● **Problem statement**:
Check each line of the data below for the word "index", then extract the ones that have it.

_ _ _ _

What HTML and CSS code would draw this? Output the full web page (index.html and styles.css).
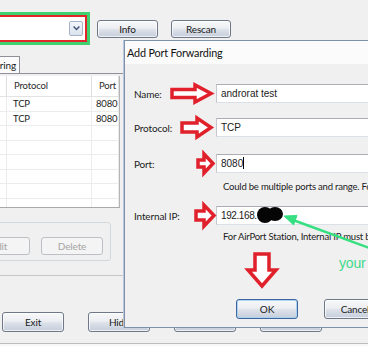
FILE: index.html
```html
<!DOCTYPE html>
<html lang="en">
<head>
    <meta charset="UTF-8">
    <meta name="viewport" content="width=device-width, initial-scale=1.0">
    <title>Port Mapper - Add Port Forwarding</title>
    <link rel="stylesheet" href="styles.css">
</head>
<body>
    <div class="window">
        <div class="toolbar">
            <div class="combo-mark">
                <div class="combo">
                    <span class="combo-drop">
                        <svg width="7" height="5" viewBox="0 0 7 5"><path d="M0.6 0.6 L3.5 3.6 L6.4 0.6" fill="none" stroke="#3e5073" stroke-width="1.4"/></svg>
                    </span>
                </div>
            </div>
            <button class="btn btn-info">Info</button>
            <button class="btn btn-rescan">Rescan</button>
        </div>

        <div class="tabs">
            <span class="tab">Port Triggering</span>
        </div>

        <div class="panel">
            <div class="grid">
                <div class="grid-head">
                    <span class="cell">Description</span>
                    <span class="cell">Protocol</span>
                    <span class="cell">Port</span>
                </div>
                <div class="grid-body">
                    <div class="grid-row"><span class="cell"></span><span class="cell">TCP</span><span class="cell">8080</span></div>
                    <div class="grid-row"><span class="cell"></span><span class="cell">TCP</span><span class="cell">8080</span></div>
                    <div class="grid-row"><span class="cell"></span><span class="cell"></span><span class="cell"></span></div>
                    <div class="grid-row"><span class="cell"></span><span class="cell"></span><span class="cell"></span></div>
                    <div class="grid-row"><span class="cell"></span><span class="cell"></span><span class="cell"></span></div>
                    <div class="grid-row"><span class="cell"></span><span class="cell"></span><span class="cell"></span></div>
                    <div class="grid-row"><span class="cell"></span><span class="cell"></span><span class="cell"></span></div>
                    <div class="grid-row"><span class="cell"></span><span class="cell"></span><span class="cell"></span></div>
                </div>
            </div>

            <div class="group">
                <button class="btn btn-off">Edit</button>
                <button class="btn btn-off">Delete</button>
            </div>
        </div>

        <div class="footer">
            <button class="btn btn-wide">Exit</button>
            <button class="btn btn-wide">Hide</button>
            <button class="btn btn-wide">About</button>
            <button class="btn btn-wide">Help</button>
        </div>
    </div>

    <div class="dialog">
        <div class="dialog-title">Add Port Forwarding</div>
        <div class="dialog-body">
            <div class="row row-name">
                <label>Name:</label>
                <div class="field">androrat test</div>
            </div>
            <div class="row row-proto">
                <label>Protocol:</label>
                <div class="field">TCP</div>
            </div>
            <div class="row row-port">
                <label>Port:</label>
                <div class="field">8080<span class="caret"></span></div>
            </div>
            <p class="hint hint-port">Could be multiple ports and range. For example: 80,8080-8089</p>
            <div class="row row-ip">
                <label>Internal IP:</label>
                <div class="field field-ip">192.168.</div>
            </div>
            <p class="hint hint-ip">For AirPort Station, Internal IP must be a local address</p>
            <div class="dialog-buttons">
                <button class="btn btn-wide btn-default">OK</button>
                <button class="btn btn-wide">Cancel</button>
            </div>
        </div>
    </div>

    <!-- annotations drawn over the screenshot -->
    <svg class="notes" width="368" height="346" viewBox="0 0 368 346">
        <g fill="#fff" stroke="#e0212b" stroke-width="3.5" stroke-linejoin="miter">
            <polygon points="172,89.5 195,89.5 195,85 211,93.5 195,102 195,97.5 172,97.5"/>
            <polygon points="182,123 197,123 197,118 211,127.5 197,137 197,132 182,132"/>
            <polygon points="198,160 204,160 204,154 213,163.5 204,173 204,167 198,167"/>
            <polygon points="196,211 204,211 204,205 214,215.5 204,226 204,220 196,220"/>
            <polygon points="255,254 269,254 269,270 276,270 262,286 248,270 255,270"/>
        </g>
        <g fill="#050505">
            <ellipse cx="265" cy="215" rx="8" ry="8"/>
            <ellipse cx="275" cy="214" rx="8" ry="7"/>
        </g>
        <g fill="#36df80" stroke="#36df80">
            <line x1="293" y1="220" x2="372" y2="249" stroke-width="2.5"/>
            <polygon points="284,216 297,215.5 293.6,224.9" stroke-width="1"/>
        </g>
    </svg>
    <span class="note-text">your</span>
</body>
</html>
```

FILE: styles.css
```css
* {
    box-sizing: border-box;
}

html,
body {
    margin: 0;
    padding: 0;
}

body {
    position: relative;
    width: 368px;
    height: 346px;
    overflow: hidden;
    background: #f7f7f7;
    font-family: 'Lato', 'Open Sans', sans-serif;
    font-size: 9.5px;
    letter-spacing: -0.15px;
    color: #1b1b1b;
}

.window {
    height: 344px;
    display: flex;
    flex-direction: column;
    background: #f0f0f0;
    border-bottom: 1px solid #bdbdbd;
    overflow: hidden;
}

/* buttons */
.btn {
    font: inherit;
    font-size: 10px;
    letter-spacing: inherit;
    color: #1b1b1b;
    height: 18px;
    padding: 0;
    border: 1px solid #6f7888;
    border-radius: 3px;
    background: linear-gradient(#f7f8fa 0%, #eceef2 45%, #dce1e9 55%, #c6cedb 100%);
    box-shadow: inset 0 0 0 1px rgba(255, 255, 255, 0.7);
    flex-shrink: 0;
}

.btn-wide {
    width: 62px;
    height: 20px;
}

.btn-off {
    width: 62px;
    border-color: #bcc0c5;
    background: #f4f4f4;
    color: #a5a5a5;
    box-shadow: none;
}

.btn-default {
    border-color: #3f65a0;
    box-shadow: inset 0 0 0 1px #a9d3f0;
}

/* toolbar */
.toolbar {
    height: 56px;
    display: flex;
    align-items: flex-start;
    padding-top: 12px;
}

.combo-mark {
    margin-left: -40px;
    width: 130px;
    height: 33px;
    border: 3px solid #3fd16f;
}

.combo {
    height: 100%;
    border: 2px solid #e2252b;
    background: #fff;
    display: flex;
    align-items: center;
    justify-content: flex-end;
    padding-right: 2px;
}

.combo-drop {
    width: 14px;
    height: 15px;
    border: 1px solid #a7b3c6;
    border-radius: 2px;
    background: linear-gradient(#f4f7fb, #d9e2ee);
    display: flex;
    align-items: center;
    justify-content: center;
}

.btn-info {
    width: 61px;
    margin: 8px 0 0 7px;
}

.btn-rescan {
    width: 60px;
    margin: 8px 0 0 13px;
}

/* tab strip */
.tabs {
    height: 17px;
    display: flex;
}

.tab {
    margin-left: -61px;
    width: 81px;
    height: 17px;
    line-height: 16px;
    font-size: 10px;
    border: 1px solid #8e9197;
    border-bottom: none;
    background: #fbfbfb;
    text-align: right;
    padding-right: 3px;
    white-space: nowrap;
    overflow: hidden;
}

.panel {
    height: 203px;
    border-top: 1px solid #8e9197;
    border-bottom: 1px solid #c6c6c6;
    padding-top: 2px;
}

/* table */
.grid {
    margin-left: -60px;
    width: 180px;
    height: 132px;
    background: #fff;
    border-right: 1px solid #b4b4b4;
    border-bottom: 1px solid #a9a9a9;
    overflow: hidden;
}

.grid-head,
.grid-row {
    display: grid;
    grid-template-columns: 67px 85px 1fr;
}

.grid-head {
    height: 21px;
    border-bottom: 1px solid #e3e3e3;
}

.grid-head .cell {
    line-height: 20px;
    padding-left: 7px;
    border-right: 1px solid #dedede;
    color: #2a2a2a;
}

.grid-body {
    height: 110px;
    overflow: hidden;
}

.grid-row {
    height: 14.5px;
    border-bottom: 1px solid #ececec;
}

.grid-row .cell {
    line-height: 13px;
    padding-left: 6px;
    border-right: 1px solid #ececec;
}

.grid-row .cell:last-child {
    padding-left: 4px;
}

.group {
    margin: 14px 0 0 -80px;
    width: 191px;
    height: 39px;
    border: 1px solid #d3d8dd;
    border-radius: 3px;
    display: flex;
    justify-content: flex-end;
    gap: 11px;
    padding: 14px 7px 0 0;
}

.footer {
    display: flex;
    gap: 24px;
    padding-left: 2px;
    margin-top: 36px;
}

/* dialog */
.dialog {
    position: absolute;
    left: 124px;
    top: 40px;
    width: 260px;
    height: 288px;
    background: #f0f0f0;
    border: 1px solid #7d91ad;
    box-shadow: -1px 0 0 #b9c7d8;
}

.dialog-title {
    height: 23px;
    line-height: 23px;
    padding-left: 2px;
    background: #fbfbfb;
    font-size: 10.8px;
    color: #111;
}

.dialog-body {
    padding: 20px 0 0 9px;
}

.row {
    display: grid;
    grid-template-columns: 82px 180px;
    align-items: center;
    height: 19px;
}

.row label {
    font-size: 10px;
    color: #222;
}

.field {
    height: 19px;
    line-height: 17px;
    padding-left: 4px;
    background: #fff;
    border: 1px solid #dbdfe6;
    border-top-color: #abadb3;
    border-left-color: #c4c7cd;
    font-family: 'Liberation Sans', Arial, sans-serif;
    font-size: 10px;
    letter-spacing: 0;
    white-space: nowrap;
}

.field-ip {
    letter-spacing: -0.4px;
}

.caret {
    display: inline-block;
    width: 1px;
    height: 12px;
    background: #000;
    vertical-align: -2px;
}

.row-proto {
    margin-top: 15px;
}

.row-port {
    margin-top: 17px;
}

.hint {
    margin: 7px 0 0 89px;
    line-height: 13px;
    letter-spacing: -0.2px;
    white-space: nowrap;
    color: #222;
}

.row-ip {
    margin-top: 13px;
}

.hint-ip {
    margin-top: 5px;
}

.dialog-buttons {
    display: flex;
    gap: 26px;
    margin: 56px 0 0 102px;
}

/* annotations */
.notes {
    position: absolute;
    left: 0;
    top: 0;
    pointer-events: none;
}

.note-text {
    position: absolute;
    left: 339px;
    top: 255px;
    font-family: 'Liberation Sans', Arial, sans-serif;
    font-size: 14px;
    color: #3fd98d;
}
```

_ _ _ _

● **Solution below**:
What HTML and CSS code would draw this? Output the full web page (index.html and styles.css).
FILE: index.html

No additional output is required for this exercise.